» **Information shown**

======

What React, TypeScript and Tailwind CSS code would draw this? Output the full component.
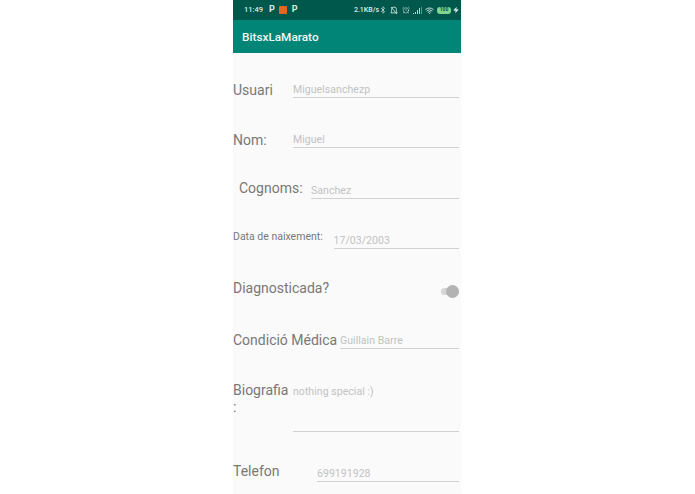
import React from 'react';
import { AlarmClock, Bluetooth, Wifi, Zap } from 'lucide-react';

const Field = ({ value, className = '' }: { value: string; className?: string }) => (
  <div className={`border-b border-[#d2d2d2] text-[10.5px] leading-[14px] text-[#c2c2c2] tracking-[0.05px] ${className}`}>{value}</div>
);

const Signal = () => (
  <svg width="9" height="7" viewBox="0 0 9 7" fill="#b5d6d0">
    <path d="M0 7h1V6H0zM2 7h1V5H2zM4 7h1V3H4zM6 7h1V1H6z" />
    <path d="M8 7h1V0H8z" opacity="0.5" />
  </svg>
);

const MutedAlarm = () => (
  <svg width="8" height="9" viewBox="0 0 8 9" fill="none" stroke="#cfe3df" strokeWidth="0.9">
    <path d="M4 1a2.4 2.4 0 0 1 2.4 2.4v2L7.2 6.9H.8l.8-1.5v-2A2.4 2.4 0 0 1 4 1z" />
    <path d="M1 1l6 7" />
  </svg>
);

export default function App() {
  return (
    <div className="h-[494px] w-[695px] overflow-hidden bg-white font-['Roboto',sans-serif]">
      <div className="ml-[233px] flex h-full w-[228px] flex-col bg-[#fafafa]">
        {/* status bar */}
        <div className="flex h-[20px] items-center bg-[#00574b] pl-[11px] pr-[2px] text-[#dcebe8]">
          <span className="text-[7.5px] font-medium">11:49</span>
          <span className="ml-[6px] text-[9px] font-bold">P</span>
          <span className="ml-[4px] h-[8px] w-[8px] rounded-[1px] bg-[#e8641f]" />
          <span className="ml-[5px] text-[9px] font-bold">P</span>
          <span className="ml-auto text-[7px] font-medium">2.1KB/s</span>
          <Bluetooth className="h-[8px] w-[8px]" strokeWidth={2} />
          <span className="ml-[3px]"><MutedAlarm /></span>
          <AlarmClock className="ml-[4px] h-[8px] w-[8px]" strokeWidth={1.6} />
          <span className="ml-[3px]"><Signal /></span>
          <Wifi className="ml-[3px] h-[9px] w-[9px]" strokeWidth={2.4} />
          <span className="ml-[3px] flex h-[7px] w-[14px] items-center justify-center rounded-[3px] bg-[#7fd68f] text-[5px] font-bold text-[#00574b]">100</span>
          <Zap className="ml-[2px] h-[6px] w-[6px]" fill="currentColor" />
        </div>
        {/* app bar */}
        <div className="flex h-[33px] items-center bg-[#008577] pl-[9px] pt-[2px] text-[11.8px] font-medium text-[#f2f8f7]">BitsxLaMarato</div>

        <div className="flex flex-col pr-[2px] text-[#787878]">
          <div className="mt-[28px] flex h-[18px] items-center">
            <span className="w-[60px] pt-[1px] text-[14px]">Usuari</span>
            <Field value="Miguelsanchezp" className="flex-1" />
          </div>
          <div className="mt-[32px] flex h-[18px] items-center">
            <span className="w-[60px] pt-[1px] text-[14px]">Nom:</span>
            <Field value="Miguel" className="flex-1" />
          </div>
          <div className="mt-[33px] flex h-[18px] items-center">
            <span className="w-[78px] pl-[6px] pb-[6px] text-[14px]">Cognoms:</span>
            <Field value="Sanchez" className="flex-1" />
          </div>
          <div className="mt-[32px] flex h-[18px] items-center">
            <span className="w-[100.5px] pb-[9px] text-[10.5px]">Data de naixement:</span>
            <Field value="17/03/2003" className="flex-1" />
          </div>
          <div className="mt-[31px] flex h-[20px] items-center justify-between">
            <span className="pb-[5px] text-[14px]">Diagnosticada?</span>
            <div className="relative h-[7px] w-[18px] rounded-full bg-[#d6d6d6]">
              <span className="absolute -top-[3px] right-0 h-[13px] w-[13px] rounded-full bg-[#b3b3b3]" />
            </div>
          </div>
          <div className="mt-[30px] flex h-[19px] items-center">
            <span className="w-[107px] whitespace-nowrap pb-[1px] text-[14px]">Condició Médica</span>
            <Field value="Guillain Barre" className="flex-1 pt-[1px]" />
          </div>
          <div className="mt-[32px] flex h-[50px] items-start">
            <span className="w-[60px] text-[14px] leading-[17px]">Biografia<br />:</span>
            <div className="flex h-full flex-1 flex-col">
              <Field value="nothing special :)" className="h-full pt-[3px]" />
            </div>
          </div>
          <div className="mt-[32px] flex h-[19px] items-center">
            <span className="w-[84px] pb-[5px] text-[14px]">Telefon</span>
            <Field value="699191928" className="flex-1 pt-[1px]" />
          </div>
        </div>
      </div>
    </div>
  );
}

======

» **What is being asked**
Reproduce the material word for word, minus the images.

» **Result**
What React, TypeScript and Tailwind CSS code would draw this? Output the full component.
import React from 'react';
import { AlarmClock, Bluetooth, Wifi, Zap } from 'lucide-react';

const Field = ({ value, className = '' }: { value: string; className?: string }) => (
  <div className={`border-b border-[#d2d2d2] text-[10.5px] leading-[14px] text-[#c2c2c2] tracking-[0.05px] ${className}`}>{value}</div>
);

const Signal = () => (
  <svg width="9" height="7" viewBox="0 0 9 7" fill="#b5d6d0">
    <path d="M0 7h1V6H0zM2 7h1V5H2zM4 7h1V3H4zM6 7h1V1H6z" />
    <path d="M8 7h1V0H8z" opacity="0.5" />
  </svg>
);

const MutedAlarm = () => (
  <svg width="8" height="9" viewBox="0 0 8 9" fill="none" stroke="#cfe3df" strokeWidth="0.9">
    <path d="M4 1a2.4 2.4 0 0 1 2.4 2.4v2L7.2 6.9H.8l.8-1.5v-2A2.4 2.4 0 0 1 4 1z" />
    <path d="M1 1l6 7" />
  </svg>
);

export default function App() {
  return (
    <div className="h-[494px] w-[695px] overflow-hidden bg-white font-['Roboto',sans-serif]">
      <div className="ml-[233px] flex h-full w-[228px] flex-col bg-[#fafafa]">
        {/* status bar */}
        <div className="flex h-[20px] items-center bg-[#00574b] pl-[11px] pr-[2px] text-[#dcebe8]">
          <span className="text-[7.5px] font-medium">11:49</span>
          <span className="ml-[6px] text-[9px] font-bold">P</span>
          <span className="ml-[4px] h-[8px] w-[8px] rounded-[1px] bg-[#e8641f]" />
          <span className="ml-[5px] text-[9px] font-bold">P</span>
          <span className="ml-auto text-[7px] font-medium">2.1KB/s</span>
          <Bluetooth className="h-[8px] w-[8px]" strokeWidth={2} />
          <span className="ml-[3px]"><MutedAlarm /></span>
          <AlarmClock className="ml-[4px] h-[8px] w-[8px]" strokeWidth={1.6} />
          <span className="ml-[3px]"><Signal /></span>
          <Wifi className="ml-[3px] h-[9px] w-[9px]" strokeWidth={2.4} />
          <span className="ml-[3px] flex h-[7px] w-[14px] items-center justify-center rounded-[3px] bg-[#7fd68f] text-[5px] font-bold text-[#00574b]">100</span>
          <Zap className="ml-[2px] h-[6px] w-[6px]" fill="currentColor" />
        </div>
        {/* app bar */}
        <div className="flex h-[33px] items-center bg-[#008577] pl-[9px] pt-[2px] text-[11.8px] font-medium text-[#f2f8f7]">BitsxLaMarato</div>

        <div className="flex flex-col pr-[2px] text-[#787878]">
          <div className="mt-[28px] flex h-[18px] items-center">
            <span className="w-[60px] pt-[1px] text-[14px]">Usuari</span>
            <Field value="Miguelsanchezp" className="flex-1" />
          </div>
          <div className="mt-[32px] flex h-[18px] items-center">
            <span className="w-[60px] pt-[1px] text-[14px]">Nom:</span>
            <Field value="Miguel" className="flex-1" />
          </div>
          <div className="mt-[33px] flex h-[18px] items-center">
            <span className="w-[78px] pl-[6px] pb-[6px] text-[14px]">Cognoms:</span>
            <Field value="Sanchez" className="flex-1" />
          </div>
          <div className="mt-[32px] flex h-[18px] items-center">
            <span className="w-[100.5px] pb-[9px] text-[10.5px]">Data de naixement:</span>
            <Field value="17/03/2003" className="flex-1" />
          </div>
          <div className="mt-[31px] flex h-[20px] items-center justify-between">
            <span className="pb-[5px] text-[14px]">Diagnosticada?</span>
            <div className="relative h-[7px] w-[18px] rounded-full bg-[#d6d6d6]">
              <span className="absolute -top-[3px] right-0 h-[13px] w-[13px] rounded-full bg-[#b3b3b3]" />
            </div>
          </div>
          <div className="mt-[30px] flex h-[19px] items-center">
            <span className="w-[107px] whitespace-nowrap pb-[1px] text-[14px]">Condició Médica</span>
            <Field value="Guillain Barre" className="flex-1 pt-[1px]" />
          </div>
          <div className="mt-[32px] flex h-[50px] items-start">
            <span className="w-[60px] text-[14px] leading-[17px]">Biografia<br />:</span>
            <div className="flex h-full flex-1 flex-col">
              <Field value="nothing special :)" className="h-full pt-[3px]" />
            </div>
          </div>
          <div className="mt-[32px] flex h-[19px] items-center">
            <span className="w-[84px] pb-[5px] text-[14px]">Telefon</span>
            <Field value="699191928" className="flex-1 pt-[1px]" />
          </div>
        </div>
      </div>
    </div>
  );
}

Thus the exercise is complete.